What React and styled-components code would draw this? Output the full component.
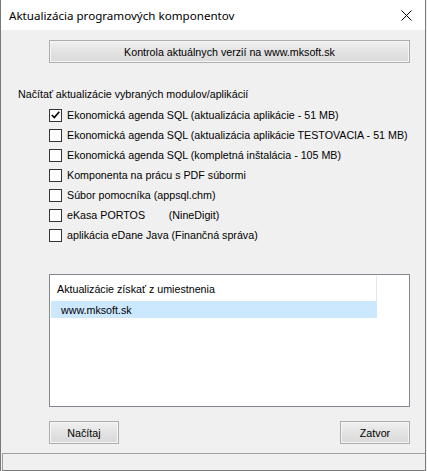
import React from "react";
import styled, { createGlobalStyle } from "styled-components";

const GlobalStyle = createGlobalStyle`
  html, body {
    margin: 0;
    padding: 0;
    background: #f0f0f0;
  }
  body {
    width: 427px;
    height: 471px;
    overflow: hidden;
  }
`;

const Window = styled.div`
  width: 426px;
  height: 471px;
  box-sizing: border-box;
  border-left: 1px solid #7a7a7a;
  border-right: 1px solid #7a7a7a;
  display: flex;
  flex-direction: column;
  background: #f0f0f0;
  font-family: "Liberation Sans", Arial, sans-serif;
  font-size: 10.7px;
  color: #000;
`;

const TitleBar = styled.div`
  height: 30px;
  background: #fff;
  display: flex;
  align-items: center;
  justify-content: space-between;
  padding-left: 8px;
  flex-shrink: 0;
`;

const Title = styled.span`
  font-family: "Noto Sans", "Open Sans", sans-serif;
  font-size: 11.6px;
  color: #000;
`;

const CloseBtn = styled.div`
  width: 38px;
  height: 30px;
  display: flex;
  align-items: center;
  justify-content: center;
`;

const Client = styled.div`
  flex: 1;
  display: flex;
  flex-direction: column;
  padding: 10px 14px 0 48px;
`;

const Button = styled.div`
  box-sizing: border-box;
  height: 23px;
  width: ${(p) => p.$w || 70}px;
  border: 1px solid #adadad;
  background: linear-gradient(#f0f0f0, #e3e3e3 50%, #dadada);
  box-shadow: inset 0 0 0 1px #f6f6f6;
  display: flex;
  align-items: center;
  justify-content: center;
`;

const SectionLabel = styled.div`
  margin: 25px 0 4px -31px;
  line-height: 13px;
`;

const Row = styled.label`
  height: 20px;
  display: flex;
  align-items: center;
  gap: 5px;
  white-space: pre;
`;

const Box = styled.span`
  flex-shrink: 0;
  width: 13px;
  height: 13px;
  box-sizing: border-box;
  border: 1px solid #333;
  background: #fff;
  display: flex;
  align-items: center;
  justify-content: center;
`;

const ListBox = styled.div`
  margin-top: 29px;
  width: 361px;
  height: 133px;
  box-sizing: border-box;
  border: 1px solid #828790;
  background: #fff;
  padding: 1px;
`;

const Header = styled.div`
  width: 326px;
  height: 25px;
  box-sizing: border-box;
  border-right: 1px solid #e5e5e5;
  display: flex;
  align-items: center;
  padding-left: 6px;
`;

const ListItem = styled.div`
  width: 326px;
  height: 17px;
  background: ${(p) => (p.$selected ? "#cce8ff" : "transparent")};
  display: flex;
  align-items: center;
  padding-left: 10px;
  box-sizing: border-box;
`;

const ButtonRow = styled.div`
  margin-top: 14px;
  width: 361px;
  display: flex;
  justify-content: space-between;
`;

const StatusBar = styled.div`
  margin-top: auto;
  height: 18px;
  box-sizing: border-box;
  border-top: 1px solid #a0a0a0;
  border-left: 1px solid #a0a0a0;
  border-bottom: 1px solid #7a7a7a;
  background: #f0f0f0;
  margin-left: 1px;
`;

const items = [
  { text: "Ekonomická agenda SQL (aktualizácia aplikácie - 51 MB)", checked: true },
  { text: "Ekonomická agenda SQL (aktualizácia aplikácie TESTOVACIA - 51 MB)" },
  { text: "Ekonomická agenda SQL (kompletná inštalácia - 105 MB)" },
  { text: "Komponenta na prácu s PDF súbormi" },
  { text: "Súbor pomocníka (appsql.chm)" },
  { text: "eKasa PORTOS        (NineDigit)" },
  { text: "aplikácia eDane Java (Finančná správa)" },
];

function Check() {
  return (
    <svg width="9" height="8" viewBox="0 0 9 8">
      <path d="M0.8 4 L3.3 6.6 L8.3 0.8" fill="none" stroke="#000" strokeWidth="1.6" />
    </svg>
  );
}

export default function App() {
  return (
    <>
      <GlobalStyle />
      <Window>
        <TitleBar>
          <Title>Aktualizácia programových komponentov</Title>
          <CloseBtn>
            <svg width="11" height="11" viewBox="0 0 11 11">
              <path d="M0.5 0.5 L10.5 10.5 M10.5 0.5 L0.5 10.5" stroke="#000" strokeWidth="1" />
            </svg>
          </CloseBtn>
        </TitleBar>
        <Client>
          <Button $w={361}>Kontrola aktuálnych verzií na www.mksoft.sk</Button>
          <SectionLabel>Načítať aktualizácie vybraných modulov/aplikácií</SectionLabel>
          {items.map((it) => (
            <Row key={it.text}>
              <Box>{it.checked && <Check />}</Box>
              {it.text}
            </Row>
          ))}
          <ListBox>
            <Header>Aktualizácie získať z umiestnenia</Header>
            <ListItem $selected>www.mksoft.sk</ListItem>
          </ListBox>
          <ButtonRow>
            <Button>Načítaj</Button>
            <Button>Zatvor</Button>
          </ButtonRow>
        </Client>
        <StatusBar />
      </Window>
    </>
  );
}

-*-*-

| DIRECTIONS |
Using the material above, set down every line exactly, but skip the pictures.

| OUTPUT BELOW |
What React and styled-components code would draw this? Output the full component.
import React from "react";
import styled, { createGlobalStyle } from "styled-components";

const GlobalStyle = createGlobalStyle`
  html, body {
    margin: 0;
    padding: 0;
    background: #f0f0f0;
  }
  body {
    width: 427px;
    height: 471px;
    overflow: hidden;
  }
`;

const Window = styled.div`
  width: 426px;
  height: 471px;
  box-sizing: border-box;
  border-left: 1px solid #7a7a7a;
  border-right: 1px solid #7a7a7a;
  display: flex;
  flex-direction: column;
  background: #f0f0f0;
  font-family: "Liberation Sans", Arial, sans-serif;
  font-size: 10.7px;
  color: #000;
`;

const TitleBar = styled.div`
  height: 30px;
  background: #fff;
  display: flex;
  align-items: center;
  justify-content: space-between;
  padding-left: 8px;
  flex-shrink: 0;
`;

const Title = styled.span`
  font-family: "Noto Sans", "Open Sans", sans-serif;
  font-size: 11.6px;
  color: #000;
`;

const CloseBtn = styled.div`
  width: 38px;
  height: 30px;
  display: flex;
  align-items: center;
  justify-content: center;
`;

const Client = styled.div`
  flex: 1;
  display: flex;
  flex-direction: column;
  padding: 10px 14px 0 48px;
`;

const Button = styled.div`
  box-sizing: border-box;
  height: 23px;
  width: ${(p) => p.$w || 70}px;
  border: 1px solid #adadad;
  background: linear-gradient(#f0f0f0, #e3e3e3 50%, #dadada);
  box-shadow: inset 0 0 0 1px #f6f6f6;
  display: flex;
  align-items: center;
  justify-content: center;
`;

const SectionLabel = styled.div`
  margin: 25px 0 4px -31px;
  line-height: 13px;
`;

const Row = styled.label`
  height: 20px;
  display: flex;
  align-items: center;
  gap: 5px;
  white-space: pre;
`;

const Box = styled.span`
  flex-shrink: 0;
  width: 13px;
  height: 13px;
  box-sizing: border-box;
  border: 1px solid #333;
  background: #fff;
  display: flex;
  align-items: center;
  justify-content: center;
`;

const ListBox = styled.div`
  margin-top: 29px;
  width: 361px;
  height: 133px;
  box-sizing: border-box;
  border: 1px solid #828790;
  background: #fff;
  padding: 1px;
`;

const Header = styled.div`
  width: 326px;
  height: 25px;
  box-sizing: border-box;
  border-right: 1px solid #e5e5e5;
  display: flex;
  align-items: center;
  padding-left: 6px;
`;

const ListItem = styled.div`
  width: 326px;
  height: 17px;
  background: ${(p) => (p.$selected ? "#cce8ff" : "transparent")};
  display: flex;
  align-items: center;
  padding-left: 10px;
  box-sizing: border-box;
`;

const ButtonRow = styled.div`
  margin-top: 14px;
  width: 361px;
  display: flex;
  justify-content: space-between;
`;

const StatusBar = styled.div`
  margin-top: auto;
  height: 18px;
  box-sizing: border-box;
  border-top: 1px solid #a0a0a0;
  border-left: 1px solid #a0a0a0;
  border-bottom: 1px solid #7a7a7a;
  background: #f0f0f0;
  margin-left: 1px;
`;

const items = [
  { text: "Ekonomická agenda SQL (aktualizácia aplikácie - 51 MB)", checked: true },
  { text: "Ekonomická agenda SQL (aktualizácia aplikácie TESTOVACIA - 51 MB)" },
  { text: "Ekonomická agenda SQL (kompletná inštalácia - 105 MB)" },
  { text: "Komponenta na prácu s PDF súbormi" },
  { text: "Súbor pomocníka (appsql.chm)" },
  { text: "eKasa PORTOS        (NineDigit)" },
  { text: "aplikácia eDane Java (Finančná správa)" },
];

function Check() {
  return (
    <svg width="9" height="8" viewBox="0 0 9 8">
      <path d="M0.8 4 L3.3 6.6 L8.3 0.8" fill="none" stroke="#000" strokeWidth="1.6" />
    </svg>
  );
}

export default function App() {
  return (
    <>
      <GlobalStyle />
      <Window>
        <TitleBar>
          <Title>Aktualizácia programových komponentov</Title>
          <CloseBtn>
            <svg width="11" height="11" viewBox="0 0 11 11">
              <path d="M0.5 0.5 L10.5 10.5 M10.5 0.5 L0.5 10.5" stroke="#000" strokeWidth="1" />
            </svg>
          </CloseBtn>
        </TitleBar>
        <Client>
          <Button $w={361}>Kontrola aktuálnych verzií na www.mksoft.sk</Button>
          <SectionLabel>Načítať aktualizácie vybraných modulov/aplikácií</SectionLabel>
          {items.map((it) => (
            <Row key={it.text}>
              <Box>{it.checked && <Check />}</Box>
              {it.text}
            </Row>
          ))}
          <ListBox>
            <Header>Aktualizácie získať z umiestnenia</Header>
            <ListItem $selected>www.mksoft.sk</ListItem>
          </ListBox>
          <ButtonRow>
            <Button>Načítaj</Button>
            <Button>Zatvor</Button>
          </ButtonRow>
        </Client>
        <StatusBar />
      </Window>
    </>
  );
}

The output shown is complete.